OCGA § 16–1–8(b)(1) bars prosecution if an accused has been “formerly prosecuted for a different crime or for the same crime based upon different facts,” if the former prosecution
[r]esulted in either a conviction or an acquittal and the subsequent prosecution [i] is for a crime of which the accused could have been convicted on the former prosecution, [ii] is for a crime with which the accused should have been charged on the former prosecution (unless the court ordered a separate trial of such charge), or [iii] is for a crime which involves the same conduct, unless each prosecution requires proof of a fact not required on the other prosecution or unless the crime was not consummated when the former trial began.
(Emphasis supplied.) See McCannon, 252 Ga. at 519, 315 S.E.2d 413 (OCGA § 16–1–8(b)(1) “is worded in the disjunctive so that either (i), (ii), or (iii) is sufficient to establish the bar”).

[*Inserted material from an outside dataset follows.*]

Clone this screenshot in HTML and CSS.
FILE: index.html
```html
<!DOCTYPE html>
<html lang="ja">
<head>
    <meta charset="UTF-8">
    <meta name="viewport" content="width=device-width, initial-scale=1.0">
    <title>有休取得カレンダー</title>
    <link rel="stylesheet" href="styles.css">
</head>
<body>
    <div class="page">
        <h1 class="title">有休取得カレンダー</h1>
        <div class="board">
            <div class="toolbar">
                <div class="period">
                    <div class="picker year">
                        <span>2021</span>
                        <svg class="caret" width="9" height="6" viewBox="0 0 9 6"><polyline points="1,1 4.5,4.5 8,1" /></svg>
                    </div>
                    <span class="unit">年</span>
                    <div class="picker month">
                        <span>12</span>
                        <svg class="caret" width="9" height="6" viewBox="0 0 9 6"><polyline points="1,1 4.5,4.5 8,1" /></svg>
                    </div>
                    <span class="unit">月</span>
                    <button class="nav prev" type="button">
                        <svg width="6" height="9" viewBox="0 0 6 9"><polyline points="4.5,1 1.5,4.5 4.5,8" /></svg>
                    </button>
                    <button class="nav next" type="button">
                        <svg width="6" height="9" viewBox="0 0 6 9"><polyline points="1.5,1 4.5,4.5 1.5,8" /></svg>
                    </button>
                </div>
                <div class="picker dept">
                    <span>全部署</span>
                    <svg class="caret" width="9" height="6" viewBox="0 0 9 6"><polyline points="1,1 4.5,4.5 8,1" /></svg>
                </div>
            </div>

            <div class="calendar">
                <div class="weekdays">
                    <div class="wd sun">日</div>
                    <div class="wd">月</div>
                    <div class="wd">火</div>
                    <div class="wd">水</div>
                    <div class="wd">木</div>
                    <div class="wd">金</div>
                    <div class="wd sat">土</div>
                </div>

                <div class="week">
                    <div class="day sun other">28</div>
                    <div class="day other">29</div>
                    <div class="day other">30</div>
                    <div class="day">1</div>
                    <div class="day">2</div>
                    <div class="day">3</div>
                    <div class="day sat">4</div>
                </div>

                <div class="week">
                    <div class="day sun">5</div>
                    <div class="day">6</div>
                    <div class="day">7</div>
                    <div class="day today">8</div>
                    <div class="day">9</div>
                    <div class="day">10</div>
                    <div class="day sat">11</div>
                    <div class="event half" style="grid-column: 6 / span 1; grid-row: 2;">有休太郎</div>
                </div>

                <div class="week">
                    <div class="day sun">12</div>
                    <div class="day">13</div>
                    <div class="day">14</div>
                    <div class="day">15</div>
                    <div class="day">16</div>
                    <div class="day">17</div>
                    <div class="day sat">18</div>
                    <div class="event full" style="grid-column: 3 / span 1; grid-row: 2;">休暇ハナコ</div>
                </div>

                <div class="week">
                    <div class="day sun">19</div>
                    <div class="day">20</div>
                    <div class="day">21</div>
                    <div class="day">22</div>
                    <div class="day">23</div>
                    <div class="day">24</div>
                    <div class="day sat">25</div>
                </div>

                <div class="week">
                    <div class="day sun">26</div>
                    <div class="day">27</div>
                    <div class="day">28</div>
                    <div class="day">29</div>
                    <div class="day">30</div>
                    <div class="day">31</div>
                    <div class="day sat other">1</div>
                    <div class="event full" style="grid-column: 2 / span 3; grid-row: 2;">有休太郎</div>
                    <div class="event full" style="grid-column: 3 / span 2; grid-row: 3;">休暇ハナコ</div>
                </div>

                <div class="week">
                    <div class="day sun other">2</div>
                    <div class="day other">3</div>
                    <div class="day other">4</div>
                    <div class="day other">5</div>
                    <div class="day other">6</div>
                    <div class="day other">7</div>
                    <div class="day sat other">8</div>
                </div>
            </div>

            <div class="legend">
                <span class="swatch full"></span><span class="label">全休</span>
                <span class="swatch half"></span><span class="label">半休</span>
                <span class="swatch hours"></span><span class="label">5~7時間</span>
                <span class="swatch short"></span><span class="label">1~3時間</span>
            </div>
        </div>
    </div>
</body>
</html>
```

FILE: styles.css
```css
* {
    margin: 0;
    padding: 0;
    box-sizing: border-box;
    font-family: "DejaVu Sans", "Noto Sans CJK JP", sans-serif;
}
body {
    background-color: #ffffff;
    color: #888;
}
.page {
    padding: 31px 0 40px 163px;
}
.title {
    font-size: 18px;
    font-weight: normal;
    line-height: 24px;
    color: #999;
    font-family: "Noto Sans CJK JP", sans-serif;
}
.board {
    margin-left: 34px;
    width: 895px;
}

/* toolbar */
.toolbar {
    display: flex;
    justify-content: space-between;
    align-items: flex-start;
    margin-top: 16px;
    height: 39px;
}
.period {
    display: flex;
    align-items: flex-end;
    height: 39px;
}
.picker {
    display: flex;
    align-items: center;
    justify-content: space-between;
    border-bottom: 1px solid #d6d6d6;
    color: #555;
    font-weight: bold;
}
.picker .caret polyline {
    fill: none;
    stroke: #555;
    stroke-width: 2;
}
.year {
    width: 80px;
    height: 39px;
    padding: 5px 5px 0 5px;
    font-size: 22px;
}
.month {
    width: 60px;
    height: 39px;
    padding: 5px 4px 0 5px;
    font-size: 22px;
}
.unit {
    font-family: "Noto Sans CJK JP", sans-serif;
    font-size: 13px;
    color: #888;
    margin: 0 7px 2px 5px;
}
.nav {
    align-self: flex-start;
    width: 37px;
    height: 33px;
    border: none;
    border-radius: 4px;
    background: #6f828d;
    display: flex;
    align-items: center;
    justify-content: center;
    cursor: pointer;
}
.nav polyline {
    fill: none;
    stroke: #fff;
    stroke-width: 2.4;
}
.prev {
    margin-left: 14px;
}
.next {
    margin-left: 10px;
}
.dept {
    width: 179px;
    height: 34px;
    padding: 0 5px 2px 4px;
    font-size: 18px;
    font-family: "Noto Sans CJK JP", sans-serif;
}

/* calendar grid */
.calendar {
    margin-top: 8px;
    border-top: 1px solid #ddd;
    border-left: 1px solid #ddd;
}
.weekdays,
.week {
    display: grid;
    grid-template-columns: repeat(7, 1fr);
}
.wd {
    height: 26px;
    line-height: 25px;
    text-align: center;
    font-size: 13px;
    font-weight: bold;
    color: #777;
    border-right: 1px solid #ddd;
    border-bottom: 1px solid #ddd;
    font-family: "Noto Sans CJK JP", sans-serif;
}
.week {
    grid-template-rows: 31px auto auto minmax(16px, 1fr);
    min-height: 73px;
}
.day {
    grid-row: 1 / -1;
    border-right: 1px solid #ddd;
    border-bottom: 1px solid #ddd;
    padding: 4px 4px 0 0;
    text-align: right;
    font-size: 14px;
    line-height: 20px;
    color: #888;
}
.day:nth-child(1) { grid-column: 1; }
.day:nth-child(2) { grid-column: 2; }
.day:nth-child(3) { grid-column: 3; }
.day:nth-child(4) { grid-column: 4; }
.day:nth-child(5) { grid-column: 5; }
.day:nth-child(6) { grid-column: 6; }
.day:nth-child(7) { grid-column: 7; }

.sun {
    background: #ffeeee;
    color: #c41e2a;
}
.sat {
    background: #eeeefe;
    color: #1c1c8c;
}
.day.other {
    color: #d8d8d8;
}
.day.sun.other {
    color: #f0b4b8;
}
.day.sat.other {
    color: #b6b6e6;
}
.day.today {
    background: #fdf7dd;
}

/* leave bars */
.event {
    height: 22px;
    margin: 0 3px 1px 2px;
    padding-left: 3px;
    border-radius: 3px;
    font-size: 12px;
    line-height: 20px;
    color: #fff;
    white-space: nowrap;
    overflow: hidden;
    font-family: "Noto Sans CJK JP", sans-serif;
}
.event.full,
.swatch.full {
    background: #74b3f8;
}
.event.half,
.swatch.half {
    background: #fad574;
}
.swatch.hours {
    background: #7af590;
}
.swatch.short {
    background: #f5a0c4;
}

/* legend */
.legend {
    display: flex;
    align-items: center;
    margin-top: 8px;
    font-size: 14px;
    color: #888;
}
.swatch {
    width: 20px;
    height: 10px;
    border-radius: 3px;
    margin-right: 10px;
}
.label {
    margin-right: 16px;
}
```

Here, the State charged Pruiett with the identical crime of possession of an unspecified amount of Xanax on July 30, 2010, in two accusations, the second of which was brought after Pruiett had pled guilty to the first. We also note that the record before us does not include a transcript of the hearing at which Pruiett pled guilty to the first accusation, with the result that we cannot determine whether the factual bases for that plea included possession of the drug in both her car and her home. “A plea of guilty admits the facts set forth in an accusation or indictment.” (Punctuation and footnote omitted.) Neslein v. State, 288 Ga.App. 234, 236(1), 653 S.E.2d 825 (2007). Under these circumstances, which include the State's charging Pruiett in the second accusation with a crime identical to that to which she had already pled guilty, the State has not shown that Pruiett was not convicted of possessing both the Xanax found in her car and that found in her home when she entered her guilty plea to the first accusation. The first of the three grounds for the procedural double jeopardy bar of OCGA § 16–1–8(b)(1) is thus established, and the trial court did not err when it barred the State from bringing the second charge for possession of Xanax against Pruiett.

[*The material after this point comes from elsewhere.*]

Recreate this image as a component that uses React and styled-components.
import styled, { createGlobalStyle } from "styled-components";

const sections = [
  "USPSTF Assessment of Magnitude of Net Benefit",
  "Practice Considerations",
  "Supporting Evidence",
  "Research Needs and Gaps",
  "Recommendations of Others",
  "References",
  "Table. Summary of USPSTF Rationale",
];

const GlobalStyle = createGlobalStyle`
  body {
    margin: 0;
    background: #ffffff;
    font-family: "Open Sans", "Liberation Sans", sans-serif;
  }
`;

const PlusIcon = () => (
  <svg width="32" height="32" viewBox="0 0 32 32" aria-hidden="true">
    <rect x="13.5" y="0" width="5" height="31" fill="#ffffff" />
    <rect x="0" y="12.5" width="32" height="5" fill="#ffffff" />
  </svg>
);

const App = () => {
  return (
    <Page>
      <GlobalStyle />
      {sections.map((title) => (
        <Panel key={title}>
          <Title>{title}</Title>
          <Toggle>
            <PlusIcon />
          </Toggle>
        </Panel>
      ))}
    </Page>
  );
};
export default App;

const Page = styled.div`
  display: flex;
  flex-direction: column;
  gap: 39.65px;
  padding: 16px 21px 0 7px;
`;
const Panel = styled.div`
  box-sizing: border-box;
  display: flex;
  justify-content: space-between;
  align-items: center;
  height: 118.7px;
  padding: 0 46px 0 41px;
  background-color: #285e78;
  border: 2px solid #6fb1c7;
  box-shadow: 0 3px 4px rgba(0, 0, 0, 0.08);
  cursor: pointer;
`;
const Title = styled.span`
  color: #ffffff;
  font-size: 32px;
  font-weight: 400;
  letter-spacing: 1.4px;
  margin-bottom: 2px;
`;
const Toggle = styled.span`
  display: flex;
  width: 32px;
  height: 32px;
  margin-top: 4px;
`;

2. The three remaining charges against Pruiett for possession of methamphetamine, clonazepam, and marijuana in her home are not barred under either (a) substantive or (b) procedural double jeopardy.

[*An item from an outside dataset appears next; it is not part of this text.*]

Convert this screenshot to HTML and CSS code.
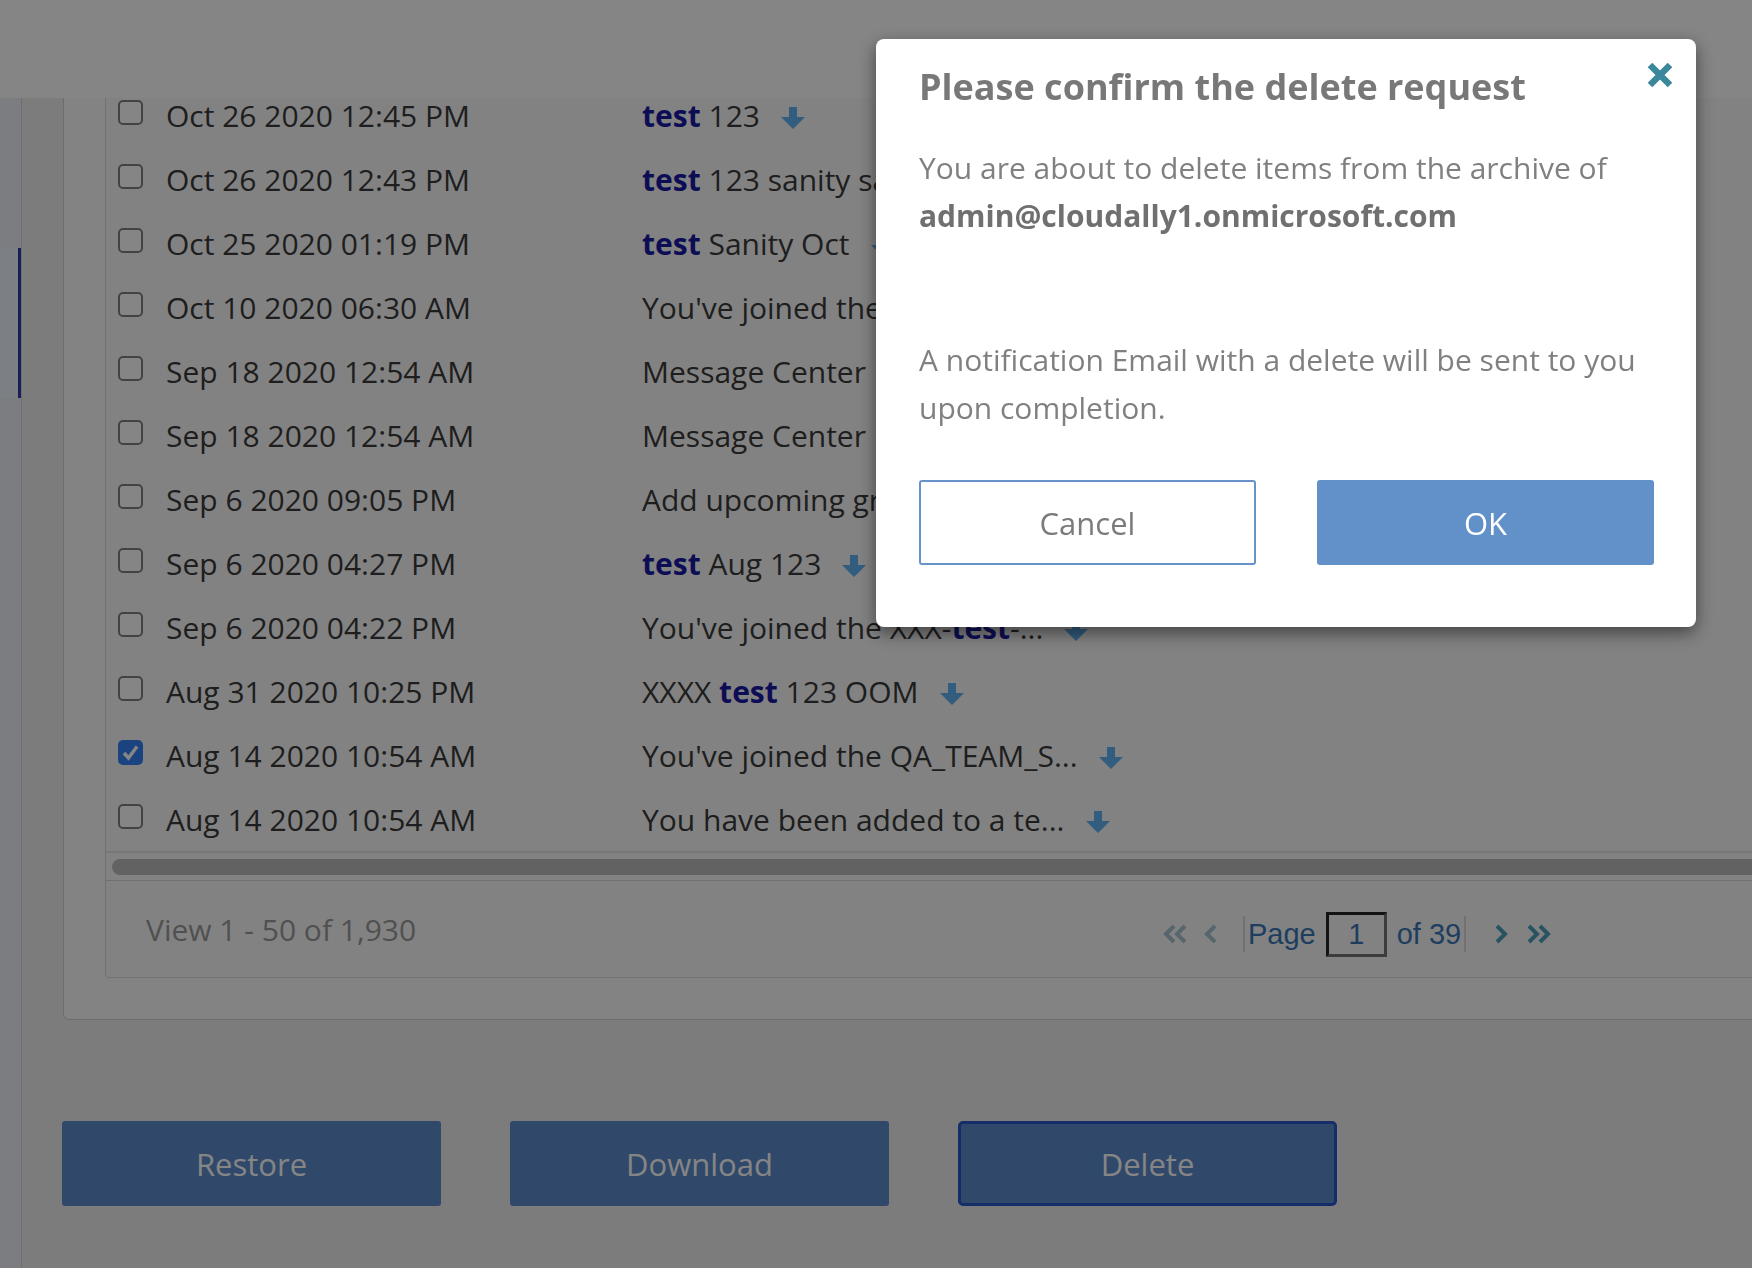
FILE: index.html
```html
<!doctype html>
<html>
<head>
    <title>Archive - Delete</title>
    <link rel="stylesheet" href="styles.css">
</head>

<body>
    <header class="topbar"></header>

    <div class="layout">
        <aside class="sidebar">
            <div class="side-active"></div>
        </aside>

        <div class="main">
            <div class="content">
                <section class="panel">
                    <div class="grid">
                        <div class="rows">
                            <!-- row 1 -->
                            <div class="row">
                                <span class="check"></span>
                                <span class="date">Oct 26 2020 12:45 PM</span>
                                <span class="subject"><b>test</b>&nbsp;123<svg class="dl" viewBox="0 0 24 22"><path d="M8 0h8v10h8L12 22 0 10h8z"/></svg></span>
                            </div>
                            <!-- row 2 -->
                            <div class="row">
                                <span class="check"></span>
                                <span class="date">Oct 26 2020 12:43 PM</span>
                                <span class="subject"><b>test</b>&nbsp;123 sanity sanity 2...<svg class="dl" viewBox="0 0 24 22"><path d="M8 0h8v10h8L12 22 0 10h8z"/></svg></span>
                            </div>
                            <!-- row 3 -->
                            <div class="row">
                                <span class="check"></span>
                                <span class="date">Oct 25 2020 01:19 PM</span>
                                <span class="subject"><b>test</b>&nbsp;Sanity Oct<svg class="dl" viewBox="0 0 24 22"><path d="M8 0h8v10h8L12 22 0 10h8z"/></svg></span>
                            </div>
                            <!-- row 4 -->
                            <div class="row">
                                <span class="check"></span>
                                <span class="date">Oct 10 2020 06:30 AM</span>
                                <span class="subject">You've joined the Sanity Te...<svg class="dl" viewBox="0 0 24 22"><path d="M8 0h8v10h8L12 22 0 10h8z"/></svg></span>
                            </div>
                            <!-- row 5 -->
                            <div class="row">
                                <span class="check"></span>
                                <span class="date">Sep 18 2020 12:54 AM</span>
                                <span class="subject">Message Center Major Upd...<svg class="dl" viewBox="0 0 24 22"><path d="M8 0h8v10h8L12 22 0 10h8z"/></svg></span>
                            </div>
                            <!-- row 6 -->
                            <div class="row">
                                <span class="check"></span>
                                <span class="date">Sep 18 2020 12:54 AM</span>
                                <span class="subject">Message Center Major Upd...<svg class="dl" viewBox="0 0 24 22"><path d="M8 0h8v10h8L12 22 0 10h8z"/></svg></span>
                            </div>
                            <!-- row 7 -->
                            <div class="row">
                                <span class="check"></span>
                                <span class="date">Sep 6 2020 09:05 PM</span>
                                <span class="subject">Add upcoming group ev...<svg class="dl" viewBox="0 0 24 22"><path d="M8 0h8v10h8L12 22 0 10h8z"/></svg></span>
                            </div>
                            <!-- row 8 -->
                            <div class="row">
                                <span class="check"></span>
                                <span class="date">Sep 6 2020 04:27 PM</span>
                                <span class="subject"><b>test</b>&nbsp;Aug 123<svg class="dl" viewBox="0 0 24 22"><path d="M8 0h8v10h8L12 22 0 10h8z"/></svg></span>
                            </div>
                            <!-- row 9 -->
                            <div class="row">
                                <span class="check"></span>
                                <span class="date">Sep 6 2020 04:22 PM</span>
                                <span class="subject">You've joined the XXX-<b>test</b>-...<svg class="dl" viewBox="0 0 24 22"><path d="M8 0h8v10h8L12 22 0 10h8z"/></svg></span>
                            </div>
                            <!-- row 10 -->
                            <div class="row">
                                <span class="check"></span>
                                <span class="date">Aug 31 2020 10:25 PM</span>
                                <span class="subject">XXXX&nbsp;<b>test</b>&nbsp;123 OOM<svg class="dl" viewBox="0 0 24 22"><path d="M8 0h8v10h8L12 22 0 10h8z"/></svg></span>
                            </div>
                            <!-- row 11 -->
                            <div class="row">
                                <span class="check checked"><svg viewBox="0 0 25 25"><path d="M6 13l4.5 5L19 6.5"/></svg></span>
                                <span class="date">Aug 14 2020 10:54 AM</span>
                                <span class="subject">You've joined the QA_TEAM_S...<svg class="dl" viewBox="0 0 24 22"><path d="M8 0h8v10h8L12 22 0 10h8z"/></svg></span>
                            </div>
                            <!-- row 12 -->
                            <div class="row">
                                <span class="check"></span>
                                <span class="date">Aug 14 2020 10:54 AM</span>
                                <span class="subject">You have been added to a te...<svg class="dl" viewBox="0 0 24 22"><path d="M8 0h8v10h8L12 22 0 10h8z"/></svg></span>
                            </div>
                        </div>

                        <div class="hscroll"><div class="thumb"></div></div>

                        <div class="pager">
                            <span class="view-count">View 1 - 50 of 1,930</span>
                            <div class="nav">
                                <svg class="chev dbl off" viewBox="0 0 27 20"><polyline points="11,2 3,10 11,18"/><polyline points="22,2 14,10 22,18"/></svg>
                                <svg class="chev one off" viewBox="0 0 15 20"><polyline points="12,2 4,10 12,18"/></svg>
                                <span class="sep"></span>
                                <span class="nav-label">Page</span>
                                <span class="page-input">1</span>
                                <span class="nav-label">of 39</span>
                                <span class="sep"></span>
                                <svg class="chev one next" viewBox="0 0 15 20"><polyline points="3,2 11,10 3,18"/></svg>
                                <svg class="chev dbl" viewBox="0 0 27 20"><polyline points="5,2 13,10 5,18"/><polyline points="16,2 24,10 16,18"/></svg>
                            </div>
                        </div>
                    </div>
                </section>

                <div class="actions">
                    <button class="btn">Restore</button>
                    <button class="btn">Download</button>
                    <button class="btn focused">Delete</button>
                </div>
            </div>
        </div>
    </div>

    <div class="backdrop"></div>

    <div class="modal">
        <svg class="close" viewBox="0 0 28 26"><path d="M4 3L24 23M24 3L4 23"/></svg>
        <h2>Please confirm the delete request</h2>
        <p>You are about to delete items from the archive of <b>admin@cloudally1.onmicrosoft.com</b></p>
        <p class="notice">A notification Email with a delete will be sent to you upon completion.</p>
        <div class="modal-buttons">
            <button class="cancel">Cancel</button>
            <button class="ok">OK</button>
        </div>
    </div>
</body>

</html>
```

FILE: styles.css
```css
html, body {
    margin: 0;
    height: 100%;
}

body {
    font-family: "Open Sans", "Liberation Sans", sans-serif;
    background-color: #eeeeee;
    color: #3a3a3a;
    overflow: hidden;
}

.topbar {
    position: relative;
    z-index: 2;
    height: 98px;
    background-color: #ffffff;
}

.layout {
    display: flex;
    height: 1170px;
}

.sidebar {
    flex: none;
    width: 21px;
    background-color: #ebf0f6;
    border-right: 1px solid #d5d5d5;
}

.side-active {
    margin-top: 150px;
    height: 150px;
    background-color: #eef4fc;
    border-right: 3px solid #2f3aa8;
}

.main {
    flex: 1;
    overflow: hidden;
    padding-left: 41px;
}

.content {
    margin-top: -15px;
}

/* grid panel */
.panel {
    width: 2700px;
    padding: 0 0 41px 41px;
    background-color: #fbfbfb;
    border: 1px solid #d2d2d2;
    border-top: none;
    border-radius: 0 0 0 6px;
}

.grid {
    background-color: #fafafa;
    border-left: 1px solid #d6d6d6;
    border-bottom: 1px solid #dedede;
    border-radius: 0 0 0 4px;
}

.rows {
    border-bottom: 2px solid #e5e5e5;
}

.row {
    display: flex;
    align-items: center;
    height: 64px;
    padding-left: 12px;
    font-size: 30px;
    white-space: nowrap;
}

.check {
    flex: none;
    box-sizing: border-box;
    width: 25px;
    height: 25px;
    margin-top: -5px;
    border: 2px solid #808080;
    border-radius: 5px;
    background-color: #ffffff;
}

.check.checked {
    border: none;
    background-color: #3580f4;
}

.check svg {
    display: block;
    width: 25px;
    height: 25px;
    fill: none;
    stroke: #ffffff;
    stroke-width: 3.5;
}

.date {
    flex: none;
    width: 476px;
    margin-left: 23px;
}

.subject {
    display: flex;
    align-items: center;
}

.subject b {
    color: #1a1aa6;
}

.dl {
    width: 24px;
    height: 22px;
    margin: 5px 0 0 21px;
    fill: #62b2f2;
}

.hscroll {
    padding: 6px 0 5px 6px;
}

.thumb {
    height: 16px;
    border-radius: 8px;
    background-color: #bcbcbc;
}

.pager {
    display: flex;
    align-items: center;
    height: 96px;
    padding-left: 40px;
    border-top: 1px solid #d3d8d3;
}

.view-count {
    width: 1017px;
    font-size: 30px;
    color: #9a9a9a;
}

.nav {
    display: flex;
    align-items: center;
    margin-top: 10px;
    font-family: "Liberation Sans", Arial, sans-serif;
    font-size: 29px;
    color: #3a77b7;
}

.chev {
    height: 20px;
    fill: none;
    stroke: #4f9fbf;
    stroke-width: 4;
}

.chev.dbl {
    width: 27px;
}

.chev.one {
    width: 15px;
    margin-left: 13px;
}

.chev.off {
    stroke: #a8c4d0;
}

.chev.next {
    margin: 0 15px 0 28px;
}

.sep {
    width: 2px;
    height: 36px;
    background-color: #d8d8d8;
}

.nav .sep:first-of-type {
    margin-left: 25px;
}

.nav-label {
    margin: 0 3px;
}

.page-input {
    box-sizing: border-box;
    width: 61px;
    height: 45px;
    margin: 0 7px;
    border: 3px solid;
    border-color: #262626 #747474 #747474 #262626;
    text-align: center;
    line-height: 39px;
}

.actions {
    display: flex;
    gap: 69px;
    margin: 101px 0 0 -1px;
}

.btn {
    box-sizing: border-box;
    width: 379px;
    height: 85px;
    border: none;
    border-radius: 3px;
    background-color: #5c8acc;
    color: #ffffff;
    font-family: "Open Sans", sans-serif;
    font-size: 31px;
}

.btn.focused {
    border: 3px solid #2a56c8;
    border-radius: 5px;
}

/* confirm dialog */
.backdrop {
    position: fixed;
    top: 0;
    left: 0;
    right: 0;
    bottom: 0;
    z-index: 5;
    background-color: rgba(0, 0, 0, 0.48);
}

.modal {
    position: fixed;
    left: 876px;
    top: 39px;
    z-index: 6;
    box-sizing: border-box;
    width: 820px;
    height: 588px;
    padding: 27px 42px 0 43px;
    background-color: #ffffff;
    border-radius: 8px;
    box-shadow: 0 6px 18px rgba(0, 0, 0, 0.5);
}

.close {
    position: absolute;
    top: 23px;
    right: 22px;
    width: 28px;
    height: 26px;
    fill: none;
    stroke: #3b879c;
    stroke-width: 6.5;
}

.modal h2 {
    margin: 0;
    font-size: 36px;
    line-height: 41px;
    font-weight: bold;
    color: #787878;
}

.modal p {
    margin: 37px 0 0;
    font-size: 30px;
    line-height: 48px;
    color: #808080;
}

.modal p b {
    color: #707070;
}

.modal p.notice {
    margin-top: 96px;
}

.modal-buttons {
    display: flex;
    gap: 61px;
    margin-top: 48px;
}

.modal-buttons button {
    box-sizing: border-box;
    width: 337px;
    height: 85px;
    border-radius: 3px;
    font-family: "Open Sans", sans-serif;
    font-size: 31px;
}

.cancel {
    border: 2px solid #6893c9;
    background-color: #ffffff;
    color: #7b7b7b;
}

.ok {
    border: none;
    background-color: #6291c9;
    color: #ffffff;
}
```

(a) Pruiett's possession of the three drugs other than Xanax found at her home did not involve the “same conduct” as that at issue in the first accusation (which involved only Xanax), with the result that her prosecution for them does not violate the substantive double jeopardy provisions of OCGA §§ 16–1–7(a) and 16–1–8(a). See Poole, 175 Ga.App. at 375(2), 333 S.E.2d 207. Compare Nicely v. State, 305 Ga.App. 387, 390(1), 699 S.E.2d 774 (2010) (reversing denial of double jeopardy plea in bar as to two crimes arising from the same conduct).
(b) Pruiett's prosecution for the three drugs other than Xanax found at her home does not violate the procedural double jeopardy bar because the second prosecution on those charges meets none of the scenarios laid out in OCGA §§ 16–1–7(b) and 16–1–8(b)(1).
First, Pruiett could not have been convicted of possession of these drugs on the former prosecution, which involved only Xanax. See OCGA § 16–1–8(b)(1) [i]; McCannon, 252 Ga. at 519, 315 S.E.2d 413 (defendant previously placed in jeopardy as to murder could not have been convicted of rape, even if arising from the same conduct, on the former prosecution). Second, and as we have noted, these three crimes did not arise from the “same conduct” as the charge concerning possession of Xanax in Pruiett's car, such that she cannot show that she “should have been charged” with possession of the three drugs found in her house in the first prosecution concerning the Xanax found in her car. Finally, facts showing that this district attorney had actual knowledge of both prosecutions are irrelevant where the two prosecutions arose from different conduct. See OCGA § 16–1–7(b) (requiring single prosecution only of “several crimes arising from the same conduct”); Summers v. State, 263 Ga.App. 338, 339–341, 587 S.E.2d 768 (2003) (where various acts of financial identity fraud did not arise from the same conduct, defendant could not show that he should have been prosecuted in the first proceeding for the crimes charged in the second under OCGA § 16–1–8(b)); compare Nicely, 305 Ga.App. at 390(1), 699 S.E.2d 774 (2010) (reversing denial of plea in bar when district attorney's actual knowledge concerning charge of cocaine possession was imputed to assistant district attorney who had previously accepted a plea as to a traffic citation arising from the same conduct). Thus the procedural double jeopardy provisions of OCGA §§ 16–1–7(b) and 16–1–8(b)(1) [ii] and [iii] do not apply. Summers, 263 Ga.App. at 340–341, 587 S.E.2d 768; see also Teal, 203 Ga.App. at 443(2)(b), 417 S.E.2d 666 (1992) (even when trespass charges and battery charges “occurred on the same day,” they took place at different times and locations, and “[e]vidence of the battery could be presented without presenting evidence of the trespass and vice versa,” such that the later trespass charge was not barred under OCGA § 16–1–8(b)).
The trial court did not err when it granted Pruiett's plea in bar as to the second accusation for possession of Xanax, but erred when it granted the plea in bar as to the second accusation's charges for possession of methamphetamine, clonazepam, and marijuana.
Judgment affirmed in part and reversed in part.
PHIPPS, C.J., and ELLINGTON, P.J., concur.